Bangalore’s Female Trash Pickers by Sonia Faleiro (New York Times)
“Shobha, 25, who goes by one name, is a widow who supports her elderly mother and her two children on a salary of 5,000 rupees ($96) a month. The family lives in a tiny room in a Cox Town slum. Shobha owns exactly two pieces of furniture: chairs foraged from the very garbage dump she visits, stuffed with the garbage she’s handed most often – paper and plastic bags.
“Shobha is clearly poor. But her circumstances are made more acute by the fact that her profession is despised and deemed fit only for people of the so-called low castes. She’s a Dalit, as are most of the city’s pourakarmikas. And like her, they’re illiterate, unskilled and chose garbage collection because their parents were pourakarmikas too. Many feel they’re equated with and treated like the garbage they collect. ‘I tried to explain the new rules to one housewife,’ said Shobha. ‘She replied, “You’re no one to talk to me.” Then she flung a bottle at my head.’
“The impact of Shobha’s poverty on her physical wellbeing is clear. The impact on her job is clear too. She signs in for an eight-hour shift at 6:30 a.m. But long before that she joins a queue of people to draw water from a public tap. She could hardly have slept well the previous night — her room doesn’t have electricity, so to keep from stifling, she leaves the door open. Fear of intruders keeps her awake.
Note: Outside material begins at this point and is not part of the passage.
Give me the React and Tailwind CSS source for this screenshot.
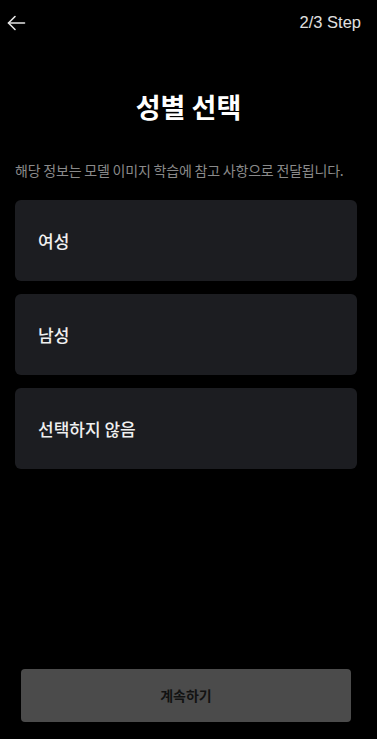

During the monsoon, rain sweeps in.
“By the time she reaches work, Shobha is tired and often filled with hopelessness. But she’s responsible for manually cleaning approximately 1.5 kilometers (almost 1 mile) of road and collecting garbage from about 500 households.
“The Bruhat Bangalore Mahanagara Palike (B.B.M.P.), or municipal corporation responsible for the city’s civic governance, has only 2,000 pourakarmikas on its rolls. These ‘permanent’ workers, as they’re known, are protected by labor laws. But since the 1990s the B.B.M.P. has hired only temporary pourakarmikas through contractors, and so the majority of pourakarmikas like Shobha aren’t covered under labor laws. They’re paid irregularly, cannot comfortably afford basic amenities, and are even expected to acquire their work tools.
“Shobha goes through four brooms a month, at a personal expense of 160 rupees. To save money, she scoops up trash with pieces of metal, cardboard or Styrofoam, which, like the containers into which she haphazardly empties waste, are foraged from the dump. If she can’t find a container, she uses plastic bags.
“Even permanent pourakarmikas are only given thin gloves to wear, but Shobha must handle all sorts of waste — wet, dry, and hazardous — with her bare hands. On her feet she wears the sort of slippers most people would consider too flimsy to venture outside with. In these she tramps down roads and wades ankle deep into dumps wet with animal excrement.”